Sumo is the traditional national sport of Japan. Just as baseball and soccer have become popular within Japan, the ancient traditions of Sumo are gaining popularity outside of Japan. There are six Grand Sumo tournaments (basho) held during the year, in each odd numbered month. Three are held in the capital of Tokyo, and one each are held in the cities of Osaka, Nagoya and Fukuoka. There are only seventy salaried professional wrestlers in the two top divisions of Sumo, with hundreds of men striving to break into these ranks.
How is Sumo Enjoyed?
To enjoy the combat sport of Sumo, there are only a few things to know. Two men meet in a ring that is 4.55 meters across. They wear thick silk belts around their waists. The object is to force your opponent out of this ring (dohyo) or to make any part of his body (excepting the soles of the feet) touch the playing surface. There is a referee and several judges watching the action to call the winner. These bouts are very brief, averaging only a few seconds, although some exciting matchups can go on for two or three minutes.
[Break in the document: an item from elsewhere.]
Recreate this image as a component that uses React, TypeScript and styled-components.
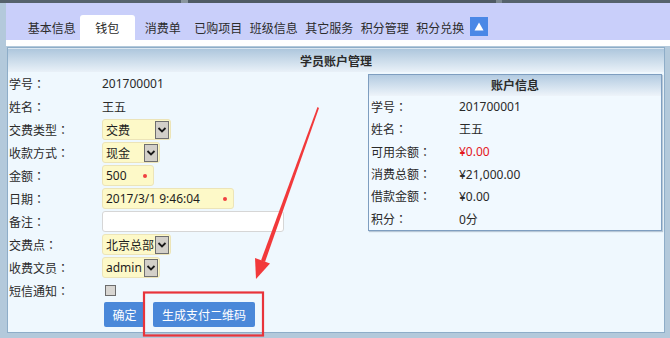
import React from "react";
import styled, { createGlobalStyle } from "styled-components";

const Global = createGlobalStyle`
  html, body { margin: 0; padding: 0; background: #b3c9db; }
  body { font-family: "Noto Sans", "Noto Sans CJK SC", sans-serif; font-size: 12px; color: #2a2a2a; }
  * { box-sizing: border-box; }
`;

const Root = styled.div`
  position: relative;
  width: 670px;
  height: 338px;
  overflow: hidden;
  background: #b3c9db;
  display: flex;
  flex-direction: column;
`;

const TopStrip = styled.div`
  height: 3px;
  background: linear-gradient(90deg, #55626c 0 27%, #8a969e 27% 28%, #4f5b64 28% 74%, #7c8890 74% 75%, #56636c 75%);
`;

const TabBar = styled.div`
  margin-left: 6px;
  height: 37px;
  background: #c9cffa;
  display: flex;
  align-items: flex-end;
  padding-left: 18px;
`;

const Tab = styled.div<{ $active?: boolean }>`
  width: 55.5px;
  height: 25px;
  display: flex;
  align-items: center;
  justify-content: center;
  font-size: 12px;
  color: #2c2c2c;
  background: ${(p) => (p.$active ? "#ffffff" : "transparent")};
  border-radius: 3px 3px 0 0;
  white-space: nowrap;
`;

const UpBox = styled.div`
  width: 18px;
  height: 19px;
  margin: 0 0 4px 2px;
  background: #4a88e6;
  display: flex;
  align-items: center;
  justify-content: center;
`;

const WhiteStrip = styled.div`
  margin-left: 6px;
  height: 6px;
  background: #ffffff;
`;

const Panel = styled.div`
  margin: 1px 5px 0 7px;
  height: 286px;
  border: 1px solid #8eadc8;
  background: #eff8fe;
  display: flex;
  flex-direction: column;
`;

const PanelHeader = styled.div`
  height: 24px;
  display: flex;
  align-items: center;
  justify-content: center;
  font-weight: bold;
  font-size: 12px;
  color: #2a2a2a;
  background: linear-gradient(#aec7dd, #e9f1f8);
  border-top: 1px solid #dbe7f1;
`;

const PanelBody = styled.div`
  flex: 1;
  display: flex;
  padding-left: 1px;
`;

const Form = styled.div`
  width: 359px;
  display: grid;
  grid-template-columns: 93px 1fr;
  grid-auto-rows: 23px;
  align-items: center;
`;

const LabelText = styled.div`
  font-size: 12px;
  color: #2a2a2a;
  white-space: nowrap;
`;

const Colon = styled.span`
  font-family: "Noto Sans CJK TC", "Noto Sans CJK SC", sans-serif;
`;

const Label = ({ children }: { children: string }) => (
  <LabelText>
    {children}
    <Colon>：</Colon>
  </LabelText>
);

const Value = styled.div`
  font-size: 12px;
  color: #2a2a2a;
  white-space: nowrap;
`;

const Field = styled.div<{ $w: number; $white?: boolean }>`
  position: relative;
  width: ${(p) => p.$w}px;
  height: 21px;
  display: flex;
  align-items: center;
  padding-left: 3px;
  font-size: 12px;
  color: #1e1e1e;
  background: ${(p) => (p.$white ? "#ffffff" : "#fdf9c8")};
  border: 1px solid ${(p) => (p.$white ? "#d6d6d6" : "#ece4b8")};
  border-radius: 3px;
  white-space: nowrap;
`;

const Star = styled.span`
  position: absolute;
  right: 6px;
  top: 8px;
  width: 4px;
  height: 4px;
  border-radius: 50%;
  background: #f04040;
`;

const DropBtn = styled.span`
  margin-left: auto;
  margin-right: 1px;
  width: 14px;
  height: 18px;
  background: #d3d0c9;
  border: 1px solid #6f6f6f;
  display: flex;
  align-items: center;
  justify-content: center;
`;

const CheckCell = styled.div`
  display: flex;
  align-items: center;
  padding-left: 3px;
`;

const Check = styled.span`
  display: block;
  width: 11px;
  height: 11px;
  border: 1px solid #6c6c6c;
  background: #d8d6d2;
`;

const ButtonRow = styled.div`
  grid-column: 2;
  height: 27px;
  display: flex;
  gap: 8px;
  padding-left: 2px;
  align-self: start;
`;

const Btn = styled.button<{ $w: number }>`
  width: ${(p) => p.$w}px;
  height: 25px;
  border: none;
  border-radius: 2px;
  background: #4a88d9;
  color: #ffffff;
  font-family: "Noto Sans CJK SC", sans-serif;
  font-size: 12px;
  padding: 0;
`;

const InfoBox = styled.div`
  margin-top: 2px;
  width: 294px;
  height: 157px;
  border: 1px solid #7e9ec0;
  background: #f1f9ff;
  box-shadow: 1px 1px 1px rgba(80, 110, 140, 0.35);
  align-self: flex-start;
  display: flex;
  flex-direction: column;
`;

const InfoHeader = styled.div`
  height: 22px;
  display: flex;
  align-items: center;
  justify-content: center;
  font-weight: bold;
  font-size: 12px;
  background: linear-gradient(#b3cbe1, #eef4fa);
`;

const InfoGrid = styled.div`
  display: grid;
  grid-template-columns: 88px 1fr;
  grid-auto-rows: 22.4px;
  align-items: center;
  padding-left: 2px;
`;

const Money = styled.div<{ $red?: boolean }>`
  font-size: 12px;
  color: ${(p) => (p.$red ? "#e4161c" : "#2a2a2a")};
`;

const Overlay = styled.svg`
  position: absolute;
  left: 0;
  top: 0;
  pointer-events: none;
`;

const Chevron = () => (
  <svg width="10" height="8" viewBox="0 0 10 8">
    <path d="M1.5 2 L5 5.5 L8.5 2" fill="none" stroke="#1a1a1a" strokeWidth="1.8" />
  </svg>
);

const tabs = ["基本信息", "钱包", "消费单", "已购项目", "班级信息", "其它服务", "积分管理", "积分兑换"];

const info: [string, string, boolean?][] = [
  ["学号", "201700001"],
  ["姓名", "王五"],
  ["可用余额", "¥0.00", true],
  ["消费总额", "¥21,000.00"],
  ["借款金额", "¥0.00"],
  ["积分", "0分"],
];

export default function App() {
  return (
    <Root>
      <Global />
      <TopStrip />
      <TabBar>
        {tabs.map((t) => (
          <Tab key={t} $active={t === "钱包"}>
            {t}
          </Tab>
        ))}
        <UpBox>
          <svg width="10" height="9" viewBox="0 0 10 9">
            <path d="M5 0.5 L9.5 8.5 L0.5 8.5 Z" fill="#ffffff" />
          </svg>
        </UpBox>
      </TabBar>
      <WhiteStrip />
      <Panel>
        <PanelHeader>学员账户管理</PanelHeader>
        <PanelBody>
          <Form>
            <Label>学号</Label>
            <Value>201700001</Value>
            <Label>姓名</Label>
            <Value>王五</Value>
            <Label>交费类型</Label>
            <Field $w={69}>
              交费
              <DropBtn>
                <Chevron />
              </DropBtn>
            </Field>
            <Label>收款方式</Label>
            <Field $w={58}>
              现金
              <DropBtn>
                <Chevron />
              </DropBtn>
            </Field>
            <Label>金额</Label>
            <Field $w={52}>
              500
              <Star />
            </Field>
            <Label>日期</Label>
            <Field $w={132}>
              2017/3/1 9:46:04
              <Star />
            </Field>
            <Label>备注</Label>
            <Field $w={182} $white />
            <Label>交费点</Label>
            <Field $w={69}>
              北京总部
              <DropBtn>
                <Chevron />
              </DropBtn>
            </Field>
            <Label>收费文员</Label>
            <Field $w={58}>
              admin
              <DropBtn>
                <Chevron />
              </DropBtn>
            </Field>
            <Label>短信通知</Label>
            <CheckCell>
              <Check />
            </CheckCell>
            <ButtonRow>
              <Btn $w={41}>确定</Btn>
              <Btn $w={102}>生成支付二维码</Btn>
            </ButtonRow>
          </Form>
          <InfoBox>
            <InfoHeader>账户信息</InfoHeader>
            <InfoGrid>
              {info.map(([l, v, red]) => (
                <React.Fragment key={l}>
                  <Label>{l}</Label>
                  <Money $red={red}>{v}</Money>
                </React.Fragment>
              ))}
            </InfoGrid>
          </InfoBox>
        </PanelBody>
      </Panel>
      <Overlay width="670" height="338" viewBox="0 0 670 338">
        <rect x="144" y="292.5" width="119" height="43" fill="none" stroke="#e8343a" strokeWidth="2.2" />
        <path d="M317.5 107 L319 108 L265 262 L261 260.5 Z" fill="#f2393b" />
        <path d="M256 279 L255 258 L270 263.5 Z" fill="#f2393b" />
      </Overlay>
    </Root>
  );
}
The combatants cannot pull hair, gouge eyes, or strike with a closed fist. Pushing, tripping, slapping and various body throws are commonly seen in Sumo. Judo was derived from ancient Sumo throwing techniques.
Why Learn About Sumo?
If you are interested in Japan, Sumo is a fascinating way to learn about the culture of the country. Men and women alike are fans of the sport, and it is deeply and traditionally Japanese. The wrestlers belong to teams, and live communally in a lifestyle that is completely dedicated to the sport. Sumo is a way of life as well as a sport, and all involved wear distinctive clothing and are considered role models all year round. A strict meritocracy, you gain rank and pay in Sumo only by winning; lose and you drop in rank. An additional attraction of Sumo are the men from foreign countries who struggle to achieve fame and fortune in Japan. Recently, men from Canada, Argentina, Brazil, Mongolia, China and the United States have found success.